Tipton replied, "I hear (public lands) access complaints from all over the Western Slope." He mocked the forest agency's computer models for fighting forest fires, saying they are the first thing tossed out when a real fire situation erupts.
There is so much dead standing and downed timber in the forests that "fires now burn downhill, something that hasn't happened before," Tipton said. The situation is the fault of "poor management" by the Forest Service and also by the Bureau of Land Management, he said.
On the topic of water, the congressman touched on an emotional local issue saying the West's water rights have to be protected from appropriation by the federal government.
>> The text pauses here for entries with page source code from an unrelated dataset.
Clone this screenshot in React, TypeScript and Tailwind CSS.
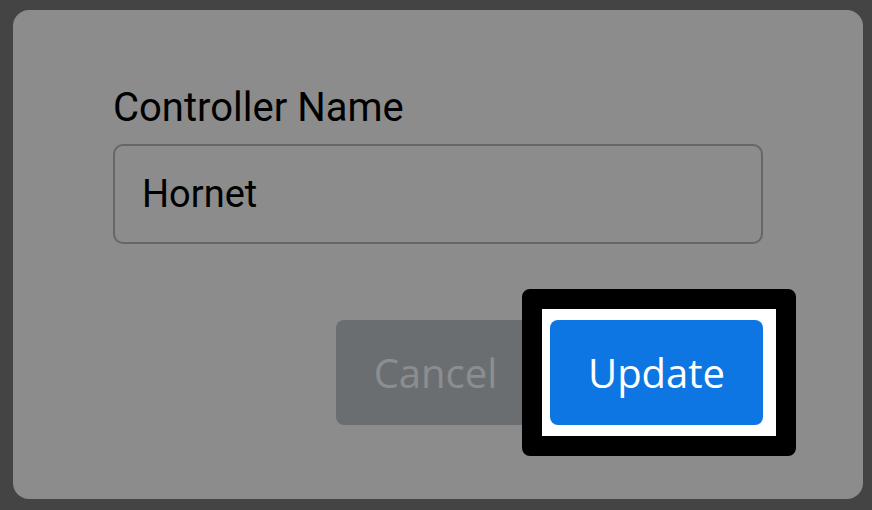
import { useState } from "react";

export default function App() {
  const [name, setName] = useState("Hornet");

  return (
    <div className="min-h-screen bg-[#444444] pl-[13px] pr-[9px] pt-[10px] pb-[11px]">
      <div className="rounded-2xl bg-[#8c8c8c] px-[100px] pt-[74px] pb-[74px]">
        <label
          htmlFor="controller-name"
          className="block text-[40px] leading-[48px] text-black"
          style={{ fontFamily: "Roboto, 'Liberation Sans', sans-serif" }}
        >
          Controller Name
        </label>
        <input
          id="controller-name"
          value={name}
          onChange={(e) => setName(e.target.value)}
          className="mt-[12px] block h-[100px] w-full rounded-[10px] border-2 border-[#666666] bg-transparent pl-[27px] text-[38px] text-black outline-none"
          style={{ fontFamily: "Roboto, 'Liberation Sans', sans-serif" }}
        />

        <div
          className="mt-[76px] flex justify-end gap-[15px]"
          style={{ fontFamily: "'Open Sans', 'Noto Sans', sans-serif" }}
        >
          <button className="h-[105px] w-[199px] rounded-[8px] bg-[#6b6e70] text-[40px] text-[#8b8e90]">
            Cancel
          </button>
          <div className="relative">
            {/* focus highlight around the primary action */}
            <span className="absolute -left-[28px] -right-[33px] -top-[31px] -bottom-[31px] rounded-[8px] border-[20px] border-black bg-white" />
            <button className="relative h-[105px] w-[213px] rounded-[8px] bg-[#0e76e2] text-[40px] text-white">
              Update
            </button>
          </div>
        </div>
      </div>
    </div>
  );
}
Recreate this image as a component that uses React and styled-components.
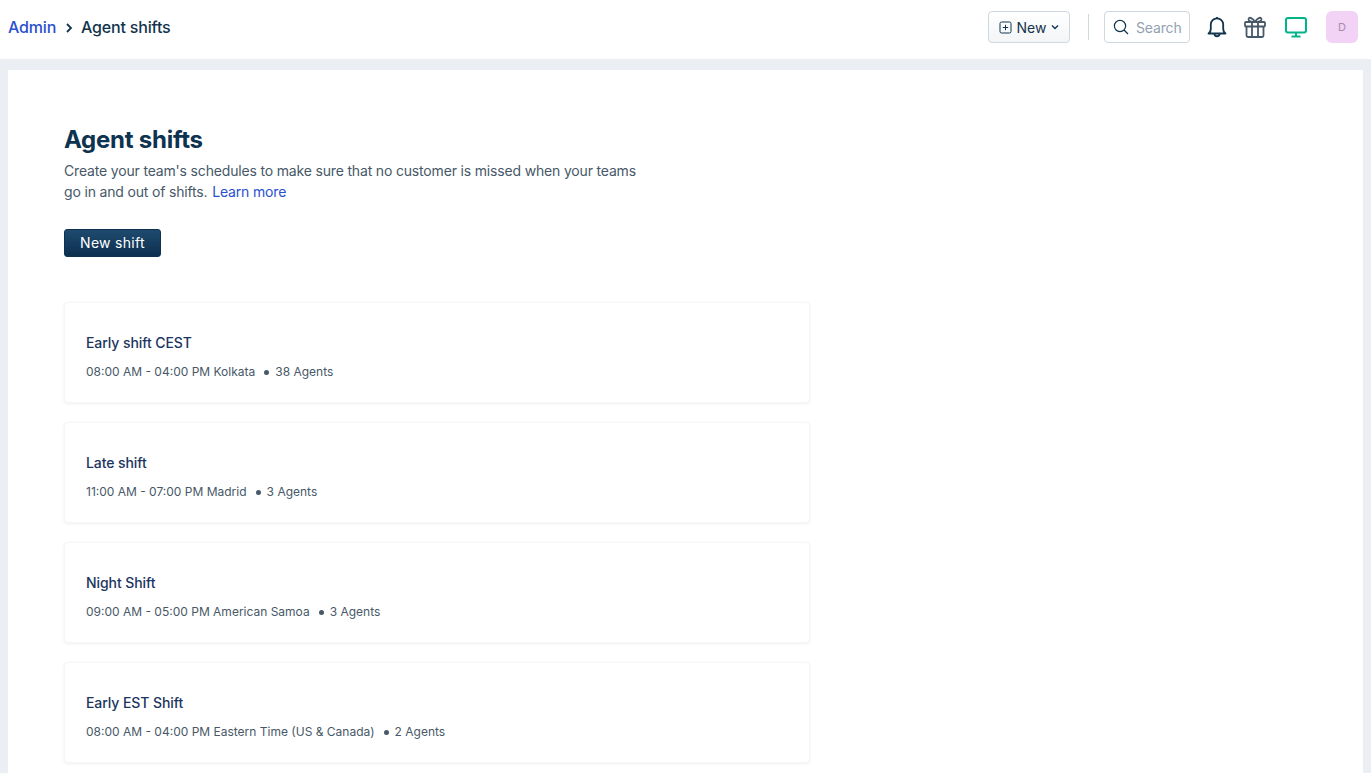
import React from "react";
import styled, { createGlobalStyle } from "styled-components";

const GlobalStyle = createGlobalStyle`
  html, body {
    margin: 0;
    height: 773px;
    overflow: hidden;
    background: #ebeff3;
    font-family: Inter, "Liberation Sans", sans-serif;
  }
`;

const TopBar = styled.header`
  height: 59px;
  box-sizing: border-box;
  background: #fff;
  display: flex;
  align-items: center;
  justify-content: space-between;
  padding: 0 13px 5px 8px;
`;

const Crumbs = styled.nav`
  display: flex;
  align-items: center;
  font-size: 16px;
  font-weight: 500;
  letter-spacing: -0.18px;
  color: #12344d;
`;

const CrumbLink = styled.a`
  color: #2a4fcf;
  font-weight: 500;
`;

const CrumbSep = styled.svg`
  width: 8px;
  height: 10px;
  margin: 1px 8px 0 9px;
`;

const Actions = styled.div`
  display: flex;
  align-items: center;
`;

const NewButton = styled.button`
  width: 82px;
  height: 32px;
  box-sizing: border-box;
  display: flex;
  align-items: center;
  justify-content: center;
  gap: 5px;
  padding: 0;
  border: 1px solid #cfd7df;
  border-radius: 4px;
  background: linear-gradient(180deg, #ffffff, #f3f5f7);
  color: #12344d;
  font: 400 14px Inter, "Liberation Sans", sans-serif;
`;

const Divider = styled.div`
  width: 1px;
  height: 26px;
  background: #cfd7df;
  margin: 0 15px 0 18px;
`;

const SearchBox = styled.div`
  width: 86px;
  height: 32px;
  box-sizing: border-box;
  display: flex;
  align-items: center;
  gap: 7px;
  padding-left: 8px;
  border: 1px solid #cfd7df;
  border-radius: 4px;
  color: #92a2b1;
  font-size: 14px;
  letter-spacing: -0.15px;
`;

const IconSlot = styled.div`
  display: flex;
  align-items: center;
  margin-left: ${({ $gap }) => $gap}px;
`;

const Avatar = styled.div`
  width: 32px;
  height: 32px;
  margin-left: 19px;
  border-radius: 6px;
  background: #f2d3f5;
  color: #a78bad;
  font-size: 11px;
  display: flex;
  align-items: center;
  justify-content: center;
`;

const Panel = styled.main`
  margin: 11px 8px 0;
  background: #fff;
  padding: 56px;
  height: 710px;
  box-sizing: border-box;
`;

const Title = styled.h1`
  margin: 0;
  font-size: 24px;
  line-height: 28px;
  font-weight: 700;
  letter-spacing: -0.25px;
  color: #0d3350;
`;

const Intro = styled.p`
  margin: 6px 0 0;
  width: 590px;
  font-size: 14px;
  line-height: 21px;
  letter-spacing: -0.17px;
  color: #475867;
`;

const LearnMore = styled.a`
  color: #2a4fcf;
  margin-left: 1px;
`;

const PrimaryButton = styled.button`
  display: block;
  margin-top: 27px;
  width: 97px;
  height: 28px;
  padding: 0 0 1px;
  border: 1px solid #0f3150;
  border-radius: 3px;
  background: linear-gradient(180deg, #1f4a6e, #0c2f4f);
  color: #fff;
  font: 400 14px Inter, "Liberation Sans", sans-serif;
  letter-spacing: 0.3px;
`;

const ShiftList = styled.div`
  margin-top: 45px;
  width: 746px;
  display: flex;
  flex-direction: column;
  gap: 19px;
`;

const ShiftCard = styled.article`
  height: 101px;
  box-sizing: border-box;
  padding: 32px 21px 0;
  border: 1px solid #f5f6f8;
  border-radius: 4px;
  box-shadow: 0 1px 3px rgba(18, 52, 77, 0.08);
  background: #fff;
`;

const ShiftName = styled.div`
  font-size: 14px;
  line-height: 16px;
  font-weight: 500;
  letter-spacing: -0.08px;
  color: #1b3560;
`;

const ShiftMeta = styled.div`
  margin-top: 13px;
  display: flex;
  align-items: center;
  font-size: 12px;
  line-height: 16px;
  color: #475867;
`;

const Dot = styled.span`
  width: 5px;
  height: 5px;
  margin: 1px 6px 0 9px;
  border-radius: 50%;
  background: #475867;
`;

const shifts = [
  { name: "Early shift CEST", time: "08:00 AM - 04:00 PM Kolkata", agents: "38 Agents" },
  { name: "Late shift", time: "11:00 AM - 07:00 PM Madrid", agents: "3 Agents" },
  { name: "Night Shift", time: "09:00 AM - 05:00 PM American Samoa", agents: "3 Agents" },
  { name: "Early EST Shift", time: "08:00 AM - 04:00 PM Eastern Time (US & Canada)", agents: "2 Agents" },
];

const App = () => {
  return (
    <>
      <GlobalStyle />
      <TopBar>
        <Crumbs>
          <CrumbLink>Admin</CrumbLink>
          <CrumbSep viewBox="0 0 8 10" fill="none" stroke="#12344d" strokeWidth="1.8">
            <path d="M2 1l4 4-4 4" />
          </CrumbSep>
          Agent shifts
        </Crumbs>
        <Actions>
          <NewButton>
            <svg width="13" height="13" viewBox="0 0 13 13" fill="none" stroke="#12344d" strokeWidth="1">
              <rect x="1" y="1" width="11" height="11" rx="1.5" />
              <path d="M6.5 3.8v5.4M3.8 6.5h5.4" />
            </svg>
            New
            <svg width="8" height="6" viewBox="0 0 8 6" fill="none" stroke="#12344d" strokeWidth="1.4">
              <path d="M1 1.5l3 3 3-3" />
            </svg>
          </NewButton>
          <Divider />
          <SearchBox>
            <svg width="16" height="16" viewBox="0 0 16 16" fill="none" stroke="#12344d" strokeWidth="1.2">
              <circle cx="7" cy="7" r="5.6" />
              <path d="M11 11l4 4" />
            </svg>
            Search
          </SearchBox>
          <IconSlot $gap={17}>
            <svg width="20" height="22" viewBox="0 0 20 22" fill="none" stroke="#12344d" strokeWidth="1.8">
              <path d="M1.5 17.5c1.5-1 2.3-2.500 2.300-5V8.500a6.200 6.200 0 0 1 12.400 0v4c0 2.500.8 4 2.300 5z" strokeLinejoin="round" />
              <path d="M7.500 18c0 3 5 3 5 0" />
              <path d="M10 2.300V1" />
            </svg>
          </IconSlot>
          <IconSlot $gap={17}>
            <svg width="22" height="22" viewBox="0 0 22 22" fill="none" stroke="#475867" strokeWidth="1.8">
              <rect x="1" y="6" width="20" height="4.500" rx="1" />
              <path d="M2.500 10.500V19.500a1.500 1.500 0 0 0 1.500 1.500h14a1.500 1.500 0 0 0 1.500-1.500V10.500" />
              <path d="M8 6v15M14 6v15" />
              <path d="M11 6C9 2 5 .5 4.500 3c-.4 2 3 3 6.500 3zM11 6c2-4 6-5.500 6.500-3 .4 2-3 3-6.500 3z" />
            </svg>
          </IconSlot>
          <IconSlot $gap={19}>
            <svg width="22" height="21" viewBox="0 0 22 21" fill="none" stroke="#00b48a" strokeWidth="2">
              <rect x="1" y="1" width="20" height="14.500" rx="2" />
              <path d="M11 15.500V19M6.500 19.500h9" />
            </svg>
          </IconSlot>
          <Avatar>D</Avatar>
        </Actions>
      </TopBar>
      <Panel>
        <Title>Agent shifts</Title>
        <Intro>
          Create your team's schedules to make sure that no customer is missed when your teams go in and
          out of shifts. <LearnMore>Learn more</LearnMore>
        </Intro>
        <PrimaryButton>New shift</PrimaryButton>
        <ShiftList>
          {shifts.map((shift) => (
            <ShiftCard key={shift.name}>
              <ShiftName>{shift.name}</ShiftName>
              <ShiftMeta>
                {shift.time}
                <Dot />
                {shift.agents}
              </ShiftMeta>
            </ShiftCard>
          ))}
        </ShiftList>
      </Panel>
    </>
  );
};

export default App;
We don't need Washington getting involved in water rights, he said.
Asked how the Western Slope can avert or avoid an endangered species listing of the Gunnison sage grouse, Tipton criticized federal agencies for their "broad brush" approach to the issue. A proposal by the U.S. Fish and Wildlife Service would declare one-third of Dolores County as "critical habitat" for the bird, and it would bring 1.7 million acres of public and private lands under increased federal regulation.
Tipton praised local efforts to improve habitat for the bird. But federal policies are ineffective, he said, noting current policy is "conflicted" and even encourages predation of species that are listed as endangered.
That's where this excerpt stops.